I’ve looked at the challenge after your post, and certainly this challenge has some quirks in it.
Basically to get the correct output given by each test case, you need to take away the first 2 sequences from typical Fibonacci sequence.
Consider the first ten Fibonacci sequence (that starts from 1)
[1, 1, 2, 3, 5, 8, 13, 21, 34, 55]
Here, the even sum is 2 + 8 + 34 = 44
. But this is far from the given test value, which demands 188
.
Now, consider the first twelve Fibonacci sequence
[1, 1, 2, 3, 5, 8, 13, 21, 34, 55, 89, 144]
Here, the even sum is 2 + 8 + 34 + 144 = 188
So, feboEvenSum(10)
actually requires the first twelve sequence.
Does this pattern continue with the other test cases?
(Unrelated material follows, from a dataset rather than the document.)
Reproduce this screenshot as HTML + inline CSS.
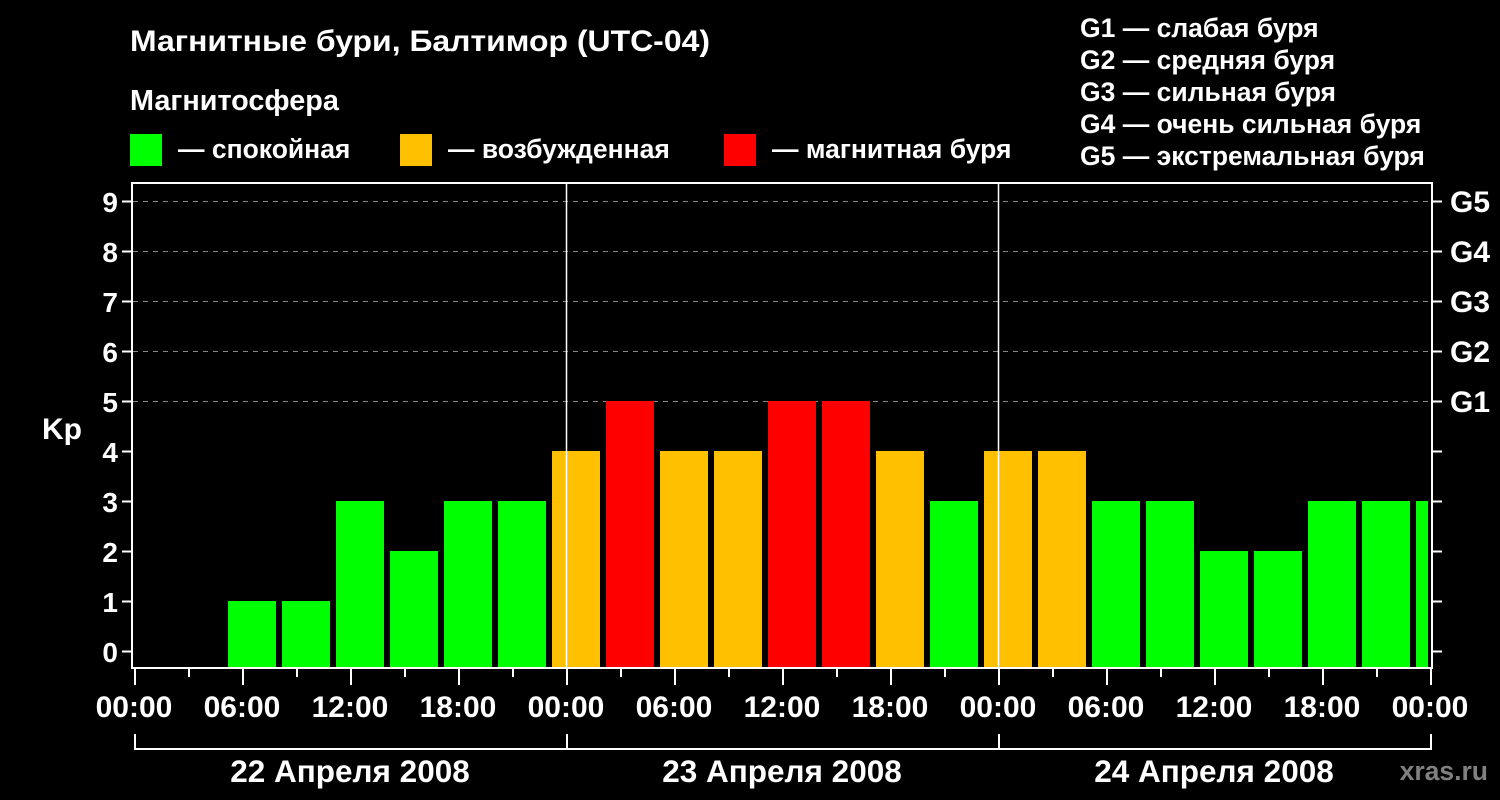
<!DOCTYPE html>
<html><head><meta charset="utf-8"><style>html,body{margin:0;background:#000;}svg{display:block}</style></head><body>
<svg width="1500" height="800" xmlns="http://www.w3.org/2000/svg" font-family="'Liberation Sans', Arial, sans-serif" font-weight="bold" fill="#fff">
<rect width="1500" height="800" fill="#000"/>
<text x="130" y="51" font-size="30" textLength="580" lengthAdjust="spacingAndGlyphs">Магнитные бури, Балтимор (UTC-04)</text>
<text x="130" y="110" font-size="28.8">Магнитосфера</text>
<rect x="130" y="134" width="32" height="32" fill="#00ff00"/>
<text x="178" y="158" font-size="26.5">— спокойная</text>
<rect x="400" y="134" width="32" height="32" fill="#ffc000"/>
<text x="448" y="158" font-size="26.5">— возбужденная</text>
<rect x="724" y="134" width="32" height="32" fill="#ff0000"/>
<text x="772" y="158" font-size="26.5">— магнитная буря</text>
<g font-size="26.5">
<text x="1080" y="37">G1 — слабая буря</text>
<text x="1080" y="69">G2 — средняя буря</text>
<text x="1080" y="101">G3 — сильная буря</text>
<text x="1080" y="133">G4 — очень сильная буря</text>
<text x="1080" y="165">G5 — экстремальная буря</text>
</g>
<g stroke="#888" stroke-width="1" stroke-dasharray="5,5">
<line x1="133" y1="201.5" x2="1431" y2="201.5"/><line x1="133" y1="251.5" x2="1431" y2="251.5"/>
<line x1="133" y1="301.5" x2="1431" y2="301.5"/><line x1="133" y1="351.5" x2="1431" y2="351.5"/>
<line x1="133" y1="401.5" x2="1431" y2="401.5"/>
</g>
<g>
<rect x="228" y="601" width="48" height="67" fill="#00ff00"/>
<rect x="282" y="601" width="48" height="67" fill="#00ff00"/>
<rect x="336" y="501" width="48" height="167" fill="#00ff00"/>
<rect x="390" y="551" width="48" height="117" fill="#00ff00"/>
<rect x="444" y="501" width="48" height="167" fill="#00ff00"/>
<rect x="498" y="501" width="48" height="167" fill="#00ff00"/>
<rect x="552" y="451" width="48" height="217" fill="#ffc000"/>
<rect x="606" y="401" width="48" height="267" fill="#ff0000"/>
<rect x="660" y="451" width="48" height="217" fill="#ffc000"/>
<rect x="714" y="451" width="48" height="217" fill="#ffc000"/>
<rect x="768" y="401" width="48" height="267" fill="#ff0000"/>
<rect x="822" y="401" width="48" height="267" fill="#ff0000"/>
<rect x="876" y="451" width="48" height="217" fill="#ffc000"/>
<rect x="930" y="501" width="48" height="167" fill="#00ff00"/>
<rect x="984" y="451" width="48" height="217" fill="#ffc000"/>
<rect x="1038" y="451" width="48" height="217" fill="#ffc000"/>
<rect x="1092" y="501" width="48" height="167" fill="#00ff00"/>
<rect x="1146" y="501" width="48" height="167" fill="#00ff00"/>
<rect x="1200" y="551" width="48" height="117" fill="#00ff00"/>
<rect x="1254" y="551" width="48" height="117" fill="#00ff00"/>
<rect x="1308" y="501" width="48" height="167" fill="#00ff00"/>
<rect x="1362" y="501" width="48" height="167" fill="#00ff00"/>
<rect x="1416" y="501" width="12" height="167" fill="#00ff00"/>
</g>
<g stroke="#fff" fill="none" stroke-width="2">
<rect x="132" y="183" width="1300" height="485"/>
<line x1="566.5" y1="183" x2="566.5" y2="668" stroke-width="1.5"/>
<line x1="998.5" y1="183" x2="998.5" y2="668" stroke-width="1.5"/>
<path d="M122 201.5H132M122 251.5H132M122 301.5H132M122 351.5H132M122 401.5H132M122 451.5H132M122 501.5H132M122 551.5H132M122 601.5H132M122 651.5H132"/>
<path d="M1432 201.5H1442M1432 251.5H1442M1432 301.5H1442M1432 351.5H1442M1432 401.5H1442M1432 451.5H1442M1432 501.5H1442M1432 551.5H1442M1432 601.5H1442M1432 651.5H1442"/>
<path d="M135 668V685M243 668V685M351 668V685M459 668V685M567 668V685M675 668V685M783 668V685M891 668V685M999 668V685M1107 668V685M1215 668V685M1323 668V685M1431 668V685"/>
<path d="M189 668V677M297 668V677M405 668V677M513 668V677M621 668V677M729 668V677M837 668V677M945 668V677M1053 668V677M1161 668V677M1269 668V677M1377 668V677"/>
<path d="M135 734V749H1431V734M567 734V749M999 734V749"/>
</g>
<g font-size="28" text-anchor="end">
<text x="118" y="212">9</text><text x="118" y="262">8</text><text x="118" y="312">7</text><text x="118" y="362">6</text><text x="118" y="412">5</text><text x="118" y="462">4</text><text x="118" y="512">3</text><text x="118" y="562">2</text><text x="118" y="612">1</text><text x="118" y="662">0</text>
</g>
<g font-size="30">
<text x="1450" y="212">G5</text><text x="1450" y="262">G4</text><text x="1450" y="312">G3</text><text x="1450" y="362">G2</text><text x="1450" y="412">G1</text>
</g>
<text x="42" y="439" font-size="30">Kp</text>
<g font-size="30" text-anchor="middle">
<text x="134" y="717">00:00</text><text x="242" y="717">06:00</text><text x="350" y="717">12:00</text><text x="458" y="717">18:00</text>
<text x="566" y="717">00:00</text><text x="674" y="717">06:00</text><text x="782" y="717">12:00</text><text x="890" y="717">18:00</text>
<text x="998" y="717">00:00</text><text x="1106" y="717">06:00</text><text x="1214" y="717">12:00</text><text x="1322" y="717">18:00</text>
<text x="1430" y="717">00:00</text>
</g>
<g font-size="31.5" text-anchor="middle">
<text x="350" y="782">22 Апреля 2008</text><text x="782" y="782">23 Апреля 2008</text><text x="1214" y="782">24 Апреля 2008</text>
</g>
<text x="1488" y="780" font-size="26.5" text-anchor="end" fill="#808080">xras.ru</text>
</svg>
</body></html>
Yes.
Try it out in an online editor that supports ES6 generator. e.g) repl.it, JSFiddle
function *fib() {
let a = 0, b = 1
for(let tmp; ;) {
yield b
tmp = a
a = b
b += tmp
}
}
let seq = (gen) => (n) => {
let g = gen(), res = []
while(--n >= 0) res.push(g.next().value)
return res
}
let fibseq = seq(fib)
let even = (n) => n % 2 === 0
let sum = (a, b) => a + b
let sumEvenFib = (n) => fibseq(n).filter(even).reduce(sum)
console.log(sumEvenFib(10))
console.log(sumEvenFib(11))
console.log(sumEvenFib(12))
console.log(sumEvenFib(23))
console.log(sumEvenFib(24))
console.log(sumEvenFib(25))
console.log(sumEvenFib(43))
console.log(sumEvenFib(44))
console.log(sumEvenFib(45))
I wrote the code such that OP won’t likely to understand to avoid spoiling the direct solution.
The conclusion is that the challenge is not well described and has weird Fibonacci sequence definition.